Written exercise |
Your task is to copy the listing exactly, with the pictures left out.

Given data |
• • • • •
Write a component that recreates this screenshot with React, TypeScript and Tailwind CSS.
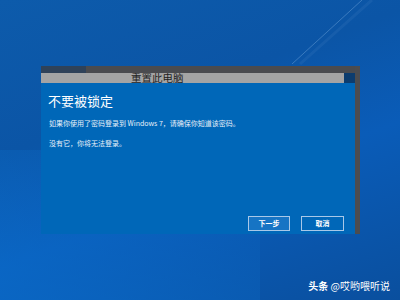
import React from 'react';

export default function App() {
    return (
        <div
            className="relative w-[400px] h-[300px] overflow-hidden bg-[linear-gradient(160deg,#0d5bab_0%,#0b55a6_35%,#0a5cb8_60%,#0a4f9e_100%)]"
            style={{ fontFamily: '"Noto Sans CJK SC", "Noto Sans", sans-serif' }}
        >
            {/* wallpaper light streak */}
            <svg className="absolute left-0 top-0" width="400" height="300">
                <defs>
                    <linearGradient id="glow" x1="0" y1="1" x2="1" y2="0">
                        <stop offset="0" stopColor="#0a70d0" stopOpacity="0.55" />
                        <stop offset="1" stopColor="#0a70d0" stopOpacity="0" />
                    </linearGradient>
                </defs>
                <rect x="0" y="150" width="260" height="150" fill="url(#glow)" />
                <line x1="362" y1="0" x2="292" y2="64" stroke="#6aa0d8" strokeOpacity="0.5" strokeWidth="1" />
                <line x1="372" y1="0" x2="300" y2="64" stroke="#5a90cc" strokeOpacity="0.15" strokeWidth="3" />
            </svg>

            <div className="relative pt-[66px] pl-[41px]">
                <div className="flex w-[319px] h-[168px]">
                    <div className="flex flex-col w-[314px]">
                        <div className="flex h-[7px]">
                            <div className="w-[45px] bg-[#2f4259]" />
                            <div className="flex-1 bg-[#4a4b4f]" />
                        </div>
                        <div className="flex h-[10px]">
                            <div className="flex-1 bg-[#a4a4a4] pl-[90px] text-[10.5px] leading-[10px] text-[#1e1e1e]">
                                重置此电脑
                            </div>
                            <div className="w-[11px] bg-[#0c3c6e]" />
                        </div>
                        <div className="flex flex-col flex-1 bg-[#0067b8] pl-[7px] pt-[10px] pr-[11px] pb-[3px] text-white">
                            <div className="text-[13px] leading-[15px]">不要被锁定</div>
                            <div className="mt-[10px] pl-[1px] text-[7px] leading-[10px] text-[#e8f0f8]">
                                如果你使用了密码登录到 Windows 7，请确保你知道该密码。
                            </div>
                            <div className="mt-[10px] pl-[1px] text-[7px] leading-[10px] text-[#e8f0f8]">
                                没有它，你将无法登录。
                            </div>
                            <div className="mt-auto flex justify-end gap-[11px]">
                                <button className="w-[42px] h-[15px] border border-[#a8c8e8] bg-[#1674c4] text-[7px] leading-[13px] font-bold text-white">
                                    下一步
                                </button>
                                <button className="w-[43px] h-[15px] border border-[#a8c8e8] bg-[#0067b8] text-[7px] leading-[13px] font-bold text-white">
                                    取消
                                </button>
                            </div>
                        </div>
                    </div>
                    <div className="w-[5px] bg-[#4b4c50]" />
                </div>
            </div>

            <div className="absolute right-[10px] bottom-[8px] text-[10px] leading-[12px] text-white">
                <span className="font-bold">头条</span> @哎哟喂听说
            </div>
        </div>
    );
}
• • • • •
Exercise solution |
Write a component that recreates this screenshot with React, TypeScript and Tailwind CSS.
import React from 'react';

export default function App() {
    return (
        <div
            className="relative w-[400px] h-[300px] overflow-hidden bg-[linear-gradient(160deg,#0d5bab_0%,#0b55a6_35%,#0a5cb8_60%,#0a4f9e_100%)]"
            style={{ fontFamily: '"Noto Sans CJK SC", "Noto Sans", sans-serif' }}
        >
            {/* wallpaper light streak */}
            <svg className="absolute left-0 top-0" width="400" height="300">
                <defs>
                    <linearGradient id="glow" x1="0" y1="1" x2="1" y2="0">
                        <stop offset="0" stopColor="#0a70d0" stopOpacity="0.55" />
                        <stop offset="1" stopColor="#0a70d0" stopOpacity="0" />
                    </linearGradient>
                </defs>
                <rect x="0" y="150" width="260" height="150" fill="url(#glow)" />
                <line x1="362" y1="0" x2="292" y2="64" stroke="#6aa0d8" strokeOpacity="0.5" strokeWidth="1" />
                <line x1="372" y1="0" x2="300" y2="64" stroke="#5a90cc" strokeOpacity="0.15" strokeWidth="3" />
            </svg>

            <div className="relative pt-[66px] pl-[41px]">
                <div className="flex w-[319px] h-[168px]">
                    <div className="flex flex-col w-[314px]">
                        <div className="flex h-[7px]">
                            <div className="w-[45px] bg-[#2f4259]" />
                            <div className="flex-1 bg-[#4a4b4f]" />
                        </div>
                        <div className="flex h-[10px]">
                            <div className="flex-1 bg-[#a4a4a4] pl-[90px] text-[10.5px] leading-[10px] text-[#1e1e1e]">
                                重置此电脑
                            </div>
                            <div className="w-[11px] bg-[#0c3c6e]" />
                        </div>
                        <div className="flex flex-col flex-1 bg-[#0067b8] pl-[7px] pt-[10px] pr-[11px] pb-[3px] text-white">
                            <div className="text-[13px] leading-[15px]">不要被锁定</div>
                            <div className="mt-[10px] pl-[1px] text-[7px] leading-[10px] text-[#e8f0f8]">
                                如果你使用了密码登录到 Windows 7，请确保你知道该密码。
                            </div>
                            <div className="mt-[10px] pl-[1px] text-[7px] leading-[10px] text-[#e8f0f8]">
                                没有它，你将无法登录。
                            </div>
                            <div className="mt-auto flex justify-end gap-[11px]">
                                <button className="w-[42px] h-[15px] border border-[#a8c8e8] bg-[#1674c4] text-[7px] leading-[13px] font-bold text-white">
                                    下一步
                                </button>
                                <button className="w-[43px] h-[15px] border border-[#a8c8e8] bg-[#0067b8] text-[7px] leading-[13px] font-bold text-white">
                                    取消
                                </button>
                            </div>
                        </div>
                    </div>
                    <div className="w-[5px] bg-[#4b4c50]" />
                </div>
            </div>

            <div className="absolute right-[10px] bottom-[8px] text-[10px] leading-[12px] text-white">
                <span className="font-bold">头条</span> @哎哟喂听说
            </div>
        </div>
    );
}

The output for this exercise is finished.